On the CIO, I've refused to visit family members currently doing CIO. It would be too emotionally distressing for me to listen to a baby cry. But DD has 5 yo old friends who CIO as babies. I'm not going to bar the friendship or ignore the mom. If she's pg, I let her know we never did CIO and look, DD sleeps fine in her own bed, to get the gears turning. (And the mom was talking about how hard CIO was and how she was dreading it).
post #37 of 204
Quote:
Originally Posted by 1littlebit View Post
everyone keeps saying if it comes up or someone asks their opinion.... how else would you talk about it? i can't imagine ambushing some poor unsuspecting person who is minding their own business at the grocery store or something. has this happened to any of you? b/c that would inappropriate IMO ... not to mention just weird.
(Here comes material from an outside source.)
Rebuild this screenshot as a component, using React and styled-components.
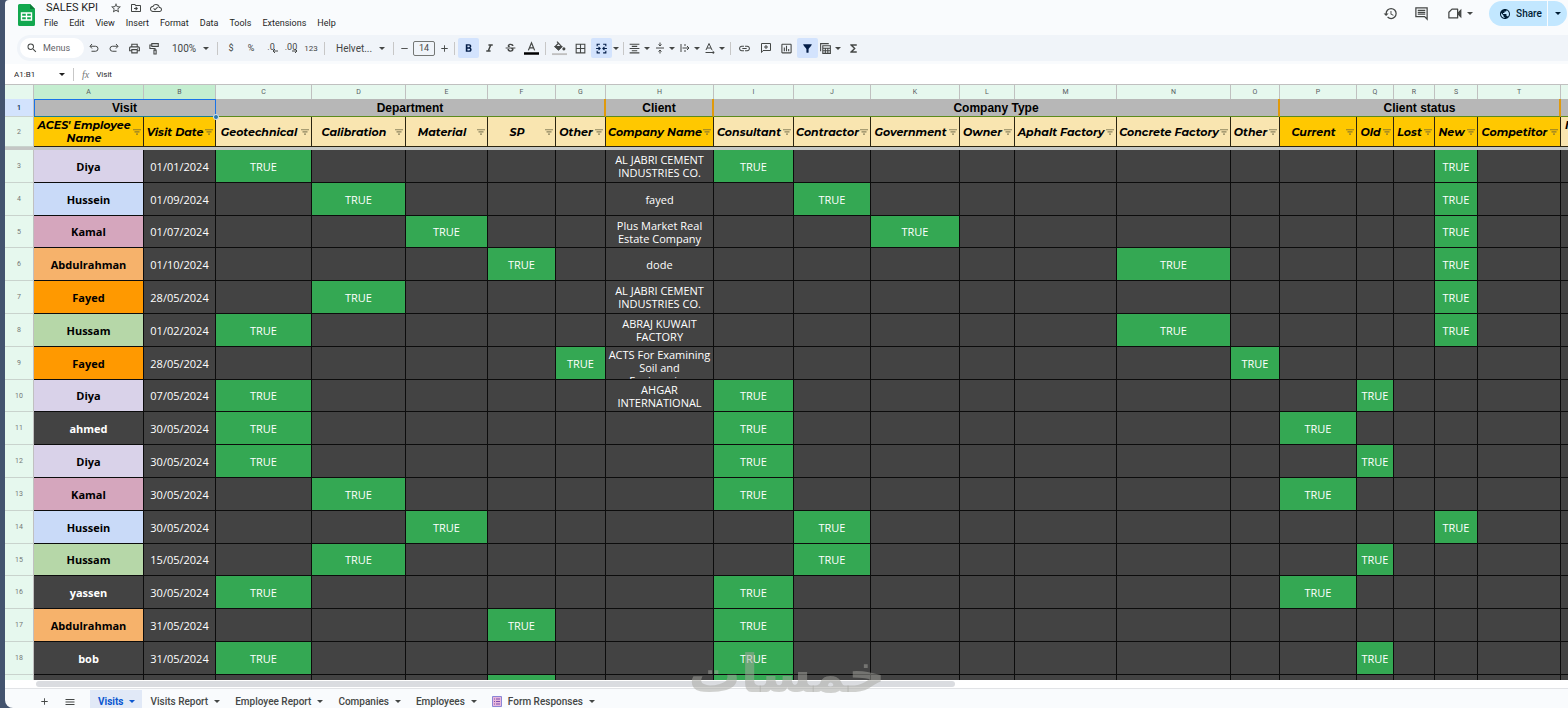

Um, YES! There are threads about it all the time! It's happened to me some.
post #38 of 204
Believe it or not circumcision does come up and I make sure to be very clear that it's wrong and there's no way in hell I'd let someone take a scapel to my sons' (or daughter's for that matter) genitals nor is it my right to do so. Circumcision is not just another parenting decision. Circumcision also isn't a crunchy versus mainstream thing but a human right's violation. Most people I know who leave their sons intact aren't crunchy or AP really.
I do make myself bring it up with anyone I know who is going to have children, it's too important not to imo.
post #39 of 204
Thread Starter 
Quote:
Originally Posted by EviesMom View Post
Um, YES! There are threads about it all the time! It's happened to me some.
well yeah but i just never imagined it happened so much... i mean thats just so inappropriate.
post #40 of 204
I haven't read the responses yet, but I voted for the last choice with the caveat that I will only discuss when asked for my opinion. For example, this morning, a coworker just returned from maternity leave and during the course of our baby discussion, she told me she was FFing by choice. She didn't ask my opinion, so I kept my mouth shut and continued with our conversation. Had she asked me for advice or for my opinion, I would have commented, but she didn't, so I didn't.

If I thought someone was crossing the line into abuse, however, I would say something. Immediately.